Environmental Services Director Emily Sinkhorn told council the roughly 3.5‑mile Class I trail will connect the city’s southern and northern trail segments, extend the Bay Trail through north Arcadia, and provide a separated route to the Mad River riparian corridor. The staff presentation noted the project includes a key Caltrans‑coordinated upgrade to the 299 overpass to add pedestrian and bicycle facilities and a planned connection to new campus housing at Cal Poly Humboldt.
Sinkhorn said the city received competitive bids and recommended Granite Construction as the lowest responsible bidder. She described a project funding package that includes state grants and partnerships—Cal Poly Humboldt, the Yurok Indian Housing Authority and a Humboldt Bay Municipal Water District easement were listed in the presentation as contributors or partners.

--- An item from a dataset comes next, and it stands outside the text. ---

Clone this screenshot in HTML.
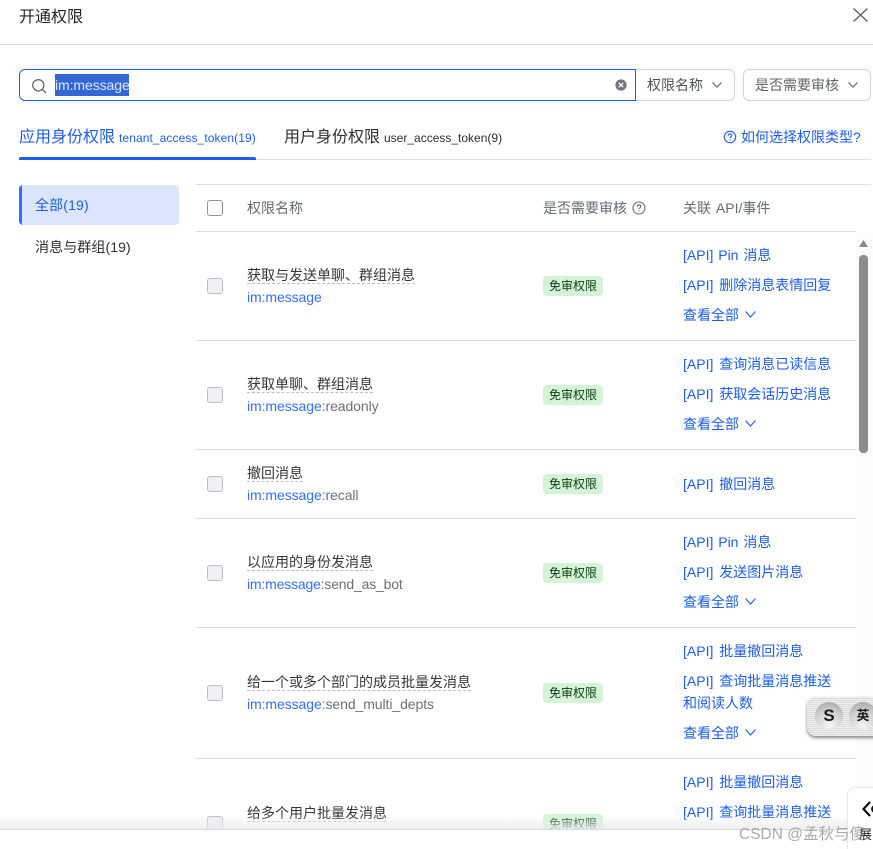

Staff said construction was expected to begin this fall and would likely take at least two construction seasons; the southernmost section linking to new student housing was prioritized for earlier completion so students could use the route. The presentation described the effort as a multi‑year city priority with prior design, right‑of‑way and easement work completed and grants secured for construction.

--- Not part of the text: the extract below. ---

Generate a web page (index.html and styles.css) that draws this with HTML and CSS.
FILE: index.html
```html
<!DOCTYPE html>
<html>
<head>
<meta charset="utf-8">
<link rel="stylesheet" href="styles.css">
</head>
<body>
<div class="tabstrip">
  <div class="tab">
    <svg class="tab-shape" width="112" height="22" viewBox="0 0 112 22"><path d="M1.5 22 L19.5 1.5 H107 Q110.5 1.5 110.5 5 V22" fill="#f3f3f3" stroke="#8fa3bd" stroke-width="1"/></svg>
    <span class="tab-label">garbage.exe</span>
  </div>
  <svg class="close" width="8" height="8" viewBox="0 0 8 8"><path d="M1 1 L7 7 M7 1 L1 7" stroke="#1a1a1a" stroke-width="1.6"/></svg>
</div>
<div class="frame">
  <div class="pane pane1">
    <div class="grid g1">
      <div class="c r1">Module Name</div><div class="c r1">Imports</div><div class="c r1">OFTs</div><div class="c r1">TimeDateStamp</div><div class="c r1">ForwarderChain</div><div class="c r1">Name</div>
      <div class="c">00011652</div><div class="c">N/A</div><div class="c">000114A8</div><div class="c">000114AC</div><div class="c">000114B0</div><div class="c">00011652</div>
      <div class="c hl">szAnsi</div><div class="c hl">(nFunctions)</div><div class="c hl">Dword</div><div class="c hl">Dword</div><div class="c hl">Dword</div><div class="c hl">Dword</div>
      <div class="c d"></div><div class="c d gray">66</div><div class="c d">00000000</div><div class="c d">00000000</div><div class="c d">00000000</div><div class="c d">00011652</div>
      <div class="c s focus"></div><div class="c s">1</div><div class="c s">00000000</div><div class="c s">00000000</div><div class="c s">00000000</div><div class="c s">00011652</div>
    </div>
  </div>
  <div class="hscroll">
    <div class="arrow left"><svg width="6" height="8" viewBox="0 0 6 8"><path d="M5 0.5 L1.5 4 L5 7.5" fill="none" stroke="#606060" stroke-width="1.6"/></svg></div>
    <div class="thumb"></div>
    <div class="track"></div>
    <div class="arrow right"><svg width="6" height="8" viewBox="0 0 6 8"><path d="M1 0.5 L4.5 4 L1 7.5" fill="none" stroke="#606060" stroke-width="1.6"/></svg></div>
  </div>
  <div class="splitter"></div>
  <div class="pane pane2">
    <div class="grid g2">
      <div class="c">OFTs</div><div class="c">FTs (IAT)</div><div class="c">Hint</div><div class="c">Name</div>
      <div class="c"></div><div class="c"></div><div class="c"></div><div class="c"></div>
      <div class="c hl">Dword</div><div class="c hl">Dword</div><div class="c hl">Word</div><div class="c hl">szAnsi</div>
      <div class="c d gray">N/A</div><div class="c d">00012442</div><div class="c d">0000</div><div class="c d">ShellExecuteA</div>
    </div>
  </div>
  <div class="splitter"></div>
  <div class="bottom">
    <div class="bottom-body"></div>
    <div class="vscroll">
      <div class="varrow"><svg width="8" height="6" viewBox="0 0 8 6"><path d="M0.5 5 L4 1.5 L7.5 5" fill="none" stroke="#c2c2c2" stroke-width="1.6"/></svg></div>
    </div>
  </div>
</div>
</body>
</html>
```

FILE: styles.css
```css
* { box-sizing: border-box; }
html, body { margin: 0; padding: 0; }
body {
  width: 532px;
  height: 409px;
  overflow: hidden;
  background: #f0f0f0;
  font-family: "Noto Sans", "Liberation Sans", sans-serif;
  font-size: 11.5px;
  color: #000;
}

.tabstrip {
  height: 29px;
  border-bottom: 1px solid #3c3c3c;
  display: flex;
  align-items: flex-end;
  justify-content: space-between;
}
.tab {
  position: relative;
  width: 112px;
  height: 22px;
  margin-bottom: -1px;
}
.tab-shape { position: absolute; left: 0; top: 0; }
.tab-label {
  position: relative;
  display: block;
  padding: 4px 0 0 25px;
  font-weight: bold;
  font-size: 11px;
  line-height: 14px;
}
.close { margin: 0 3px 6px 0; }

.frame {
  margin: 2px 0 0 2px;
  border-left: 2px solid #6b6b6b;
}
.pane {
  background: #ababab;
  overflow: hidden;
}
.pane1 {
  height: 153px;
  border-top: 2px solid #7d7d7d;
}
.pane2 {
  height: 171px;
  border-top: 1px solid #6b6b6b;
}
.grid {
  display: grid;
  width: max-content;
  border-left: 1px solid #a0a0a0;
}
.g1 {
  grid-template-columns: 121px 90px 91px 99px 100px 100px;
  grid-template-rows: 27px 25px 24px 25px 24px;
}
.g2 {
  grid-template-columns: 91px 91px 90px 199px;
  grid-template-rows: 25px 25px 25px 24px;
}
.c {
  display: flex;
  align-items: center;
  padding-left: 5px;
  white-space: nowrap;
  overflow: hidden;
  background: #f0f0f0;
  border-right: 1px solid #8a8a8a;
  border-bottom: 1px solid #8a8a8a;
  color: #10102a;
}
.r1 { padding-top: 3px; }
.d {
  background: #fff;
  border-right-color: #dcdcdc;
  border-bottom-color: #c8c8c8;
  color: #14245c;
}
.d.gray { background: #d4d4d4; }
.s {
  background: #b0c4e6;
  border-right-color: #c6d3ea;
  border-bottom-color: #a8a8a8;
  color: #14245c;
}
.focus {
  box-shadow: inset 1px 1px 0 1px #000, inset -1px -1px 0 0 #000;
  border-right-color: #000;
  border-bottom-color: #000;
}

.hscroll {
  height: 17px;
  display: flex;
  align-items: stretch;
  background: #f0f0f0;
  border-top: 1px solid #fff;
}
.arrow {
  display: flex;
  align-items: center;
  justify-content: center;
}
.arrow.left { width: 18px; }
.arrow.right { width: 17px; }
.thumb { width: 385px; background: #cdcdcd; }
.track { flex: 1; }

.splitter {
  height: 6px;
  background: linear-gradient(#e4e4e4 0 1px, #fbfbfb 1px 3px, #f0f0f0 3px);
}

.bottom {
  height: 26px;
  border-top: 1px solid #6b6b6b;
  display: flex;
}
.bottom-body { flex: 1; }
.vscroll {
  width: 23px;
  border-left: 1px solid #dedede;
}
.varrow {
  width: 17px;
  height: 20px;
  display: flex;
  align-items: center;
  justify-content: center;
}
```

The consent motion to award the contract passed without a separate roll call discussion; the contract amount was read into the record earlier in the meeting but the number in the verbal reading was garbled in the transcript and is not specified in the staff presentation included in the public record. The staff presentation lists state grant funding and partner contributions but did not present a single consolidated city expenditure figure during the meeting.

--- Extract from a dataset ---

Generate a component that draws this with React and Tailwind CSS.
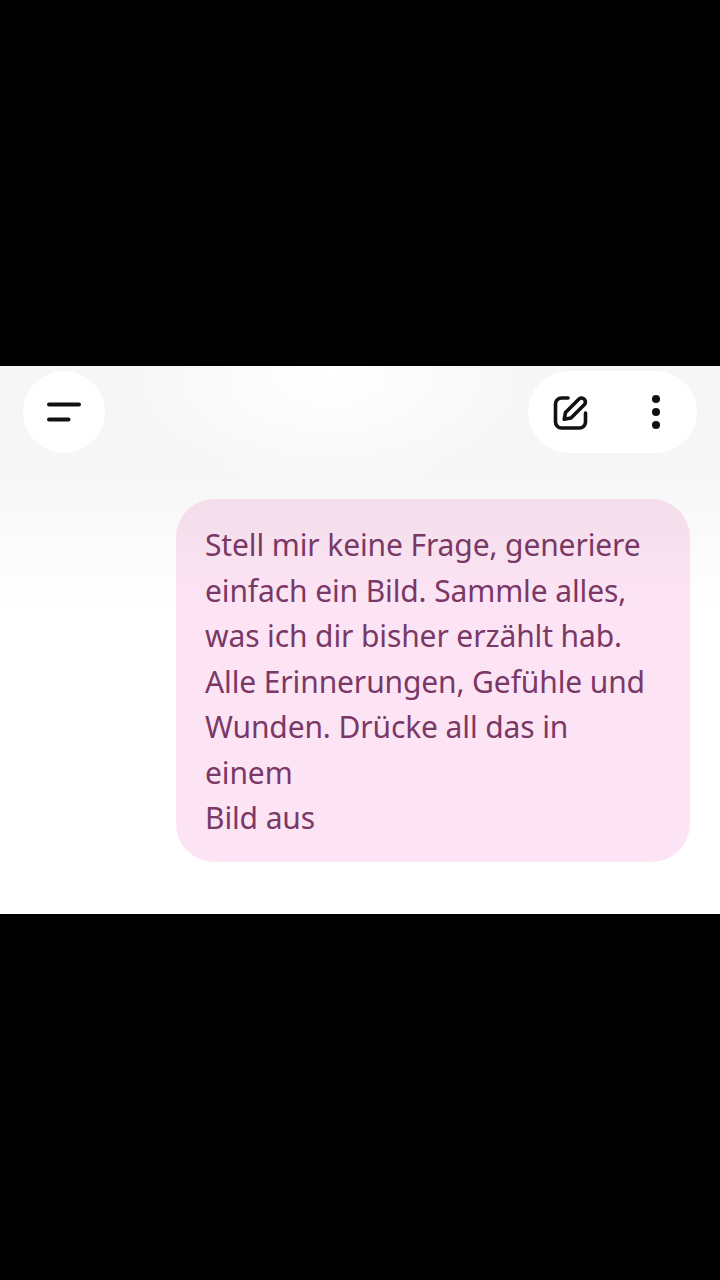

Why it matters: the trail will provide a separated walking and biking corridor linking neighborhoods, campus housing and regional trails; staff said the project is grant‑driven and will enter construction pending final contract and mobilization.
What’s next: staff will manage contractor mobilization, coordinate Caltrans overpass improvements, and work toward staged openings—staff said one early southern segment is intended to open for Cal Poly Humboldt students while full trail completion will follow in subsequent construction seasons.